View Single Post
  #6  
Old 01-11-2017, 02:30 PM
ppppenguin's Avatar
ppppenguin ppppenguin is offline
VideoKarma Member
 
Join Date: Oct 2009
Location: London, UK
Posts: 445
Only a few of the 2" cart machines found their way to the UK for use by the ITV companies. Their main use was for playing out commercials so the BBC had no use for them.

There's an interesting snippet at the end of that video showing the facilities at ITN, London. At 8:37 you can see the huge analogue PAL<>NTSC converter. This was built by Pye to a BBC design. The BBC prototype, the world's first all electronic field store converter, was available just in time for the 1968 Mexico Olympics. THis was the first that had the possibility of live worldwide coverage.
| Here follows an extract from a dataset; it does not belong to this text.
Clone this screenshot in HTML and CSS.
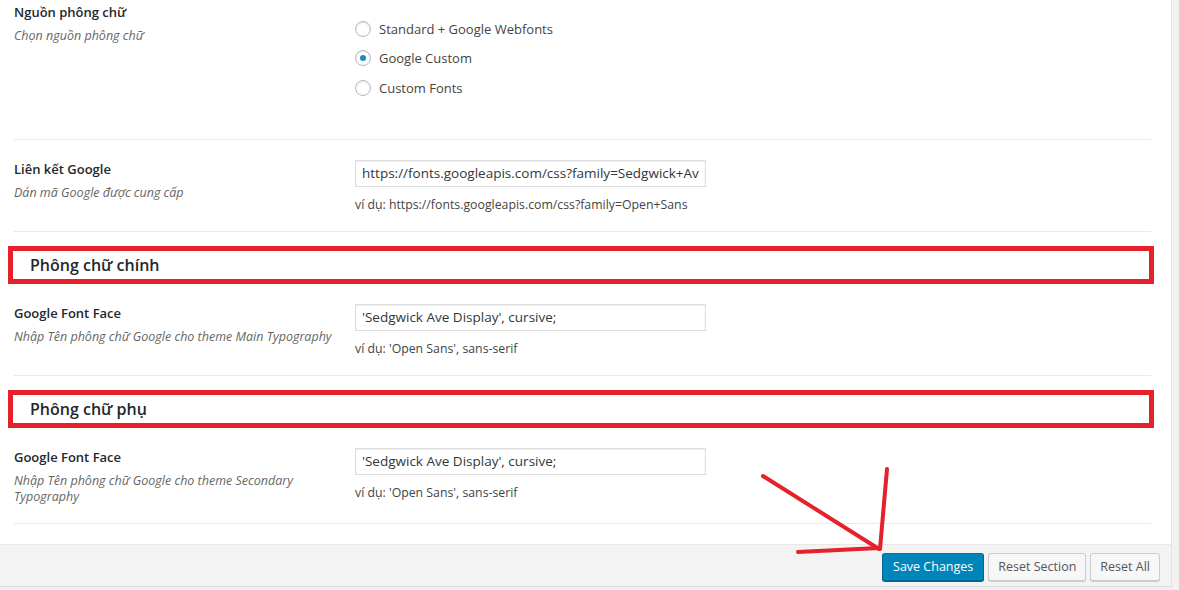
FILE: index.html
```html
<!DOCTYPE html>
<html lang="vi">
<head>
  <meta charset="UTF-8">
  <title>Typography Options</title>
  <link rel="stylesheet" href="styles.css">
</head>
<body>
  <div class="wrap">
    <div class="panel">
      <div class="row first">
        <div class="row-label">
          <h4>Nguồn phông chữ</h4>
          <span class="sub">Chọn nguồn phông chữ</span>
        </div>
        <div class="row-field">
          <ul class="radios">
            <li><span class="radio"></span>Standard + Google Webfonts</li>
            <li><span class="radio checked"></span>Google Custom</li>
            <li><span class="radio"></span>Custom Fonts</li>
          </ul>
        </div>
      </div>

      <div class="row">
        <div class="row-label">
          <h4>Liên kết Google</h4>
          <span class="sub">Dán mã Google được cung cấp</span>
        </div>
        <div class="row-field">
          <div class="text-input">https://fonts.googleapis.com/css?family=Sedgwick+Av</div>
          <div class="desc">ví dụ: https://fonts.googleapis.com/css?family=Open+Sans</div>
        </div>
      </div>

      <div class="section-head"><h3>Phông chữ chính</h3></div>

      <div class="row">
        <div class="row-label">
          <h4>Google Font Face</h4>
          <span class="sub">Nhập Tên phông chữ Google cho theme Main Typography</span>
        </div>
        <div class="row-field">
          <div class="text-input">'Sedgwick Ave Display', cursive;</div>
          <div class="desc">ví dụ: 'Open Sans', sans-serif</div>
        </div>
      </div>

      <div class="section-head"><h3>Phông chữ phụ</h3></div>

      <div class="row">
        <div class="row-label">
          <h4>Google Font Face</h4>
          <span class="sub">Nhập Tên phông chữ Google cho theme Secondary Typography</span>
        </div>
        <div class="row-field">
          <div class="text-input">'Sedgwick Ave Display', cursive;</div>
          <div class="desc">ví dụ: 'Open Sans', sans-serif</div>
        </div>
      </div>
      <div class="spacer"></div>

      <div class="footer">
        <button class="btn primary">Save Changes</button>
        <button class="btn">Reset Section</button>
        <button class="btn">Reset All</button>
      </div>
    </div>

    <!-- hand drawn arrow pointing at save -->
    <svg class="arrow" width="1179" height="590" viewBox="0 0 1179 590">
      <g stroke="#e5212b" stroke-width="4" stroke-linecap="round" fill="none">
        <line x1="763" y1="476" x2="879" y2="549"/>
        <line x1="887" y1="469" x2="880" y2="549"/>
        <line x1="798" y1="552" x2="879" y2="548"/>
      </g>
    </svg>
  </div>
</body>
</html>
```

FILE: styles.css
```css
* {
  margin: 0;
  padding: 0;
  box-sizing: border-box;
}

body {
  background: #f1f1f1;
  font-family: "Open Sans", "Noto Sans", sans-serif;
  font-size: 13px;
  color: #444;
}

.wrap {
  position: relative;
  width: 1179px;
  height: 590px;
  overflow: hidden;
}

.panel {
  width: 1172px;
  background: #fff;
  border-right: 1px solid #e2e2e2;
}

.row {
  display: flex;
  margin: 0 20px 0 14px;
  padding: 20px 0 18px;
  border-bottom: 1px solid #eaeaea;
}

.row.first {
  padding-top: 3px;
  height: 140px;
}

.row-label {
  width: 341px;
  padding-right: 14px;
}

.row-label h4 {
  font-size: 13px;
  font-weight: 600;
  color: #23282d;
  line-height: 18px;
}

.sub {
  display: block;
  margin-top: 7px;
  font-style: italic;
  color: #666;
  line-height: 16px;
  font-size: 12.5px;
}

.row-field {
  flex: 1;
}

.radios {
  list-style: none;
  margin-top: 11px;
}

.radios li {
  display: flex;
  align-items: center;
  height: 29.5px;
  color: #444;
}

.radio {
  width: 16px;
  height: 16px;
  border: 1px solid #b4b9be;
  border-radius: 50%;
  margin-right: 8px;
  box-shadow: inset 0 1px 2px rgba(0, 0, 0, 0.1);
  display: flex;
  align-items: center;
  justify-content: center;
}

.radio.checked::after {
  content: "";
  width: 6px;
  height: 6px;
  border-radius: 50%;
  background: #1e8cbe;
}

.text-input {
  width: 351px;
  height: 27px;
  border: 1px solid #ddd;
  box-shadow: inset 0 1px 2px rgba(0, 0, 0, 0.07);
  padding: 0 6px;
  line-height: 25px;
  font-size: 13.5px;
  color: #32373c;
  white-space: nowrap;
  overflow: hidden;
}

.desc {
  margin-top: 10px;
  font-size: 12.3px;
  line-height: 16px;
  color: #444;
}

.section-head {
  margin: 14px 17px 0 8px;
  height: 38px;
  border: 5px solid #e5212b;
  display: flex;
  align-items: center;
  padding-left: 17px;
}

.section-head h3 {
  font-size: 16px;
  font-weight: 600;
  color: #23282d;
}

.spacer {
  height: 20px;
}

.footer {
  background: #f3f3f3;
  border-top: 1px solid #e8e8e8;
  border-bottom: 1px solid #dcdcdc;
  height: 43px;
  display: flex;
  justify-content: flex-end;
  align-items: center;
  gap: 4px;
  padding: 2px 11px 0 0;
}

.btn {
  font-family: "Open Sans", "Noto Sans", sans-serif;
  font-size: 12.5px;
  height: 28px;
  padding: 0 9px;
  border: 1px solid #ccc;
  border-radius: 3px;
  background: #f7f7f7;
  color: #555;
  box-shadow: 0 1px 0 #ccc;
  cursor: pointer;
}

.btn.primary {
  padding: 0 10px;
  background: #0085ba;
  border-color: #0073aa #006799 #006799;
  color: #fff;
  box-shadow: 0 1px 0 #006799;
}

.arrow {
  position: absolute;
  left: 0;
  top: 0;
  pointer-events: none;
}
```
The converter occupied 7 full height 19" rack cabinets. The storage medium was quartz delay lines, each giving 3.2ms delay. Like a monstrous version of the commonplace PAL delay lines. They were multifaceted quartz polygons, the signal being transmitted by a transducer on one face and bounced around many times until it reached the receiving transducer. They were in temprature controlled cabinets to keep the delay constant.

The line rate conversion was handled by a pair (one each for Y and C) of linestores. These were based on the earlier BBC analogue 625 to 405 converter. In very crude terms these were a pair of electronic multiway switches connecting to a bank of 576 capacitors, one for each pixel (except the term pixel hadn't been invented at the time).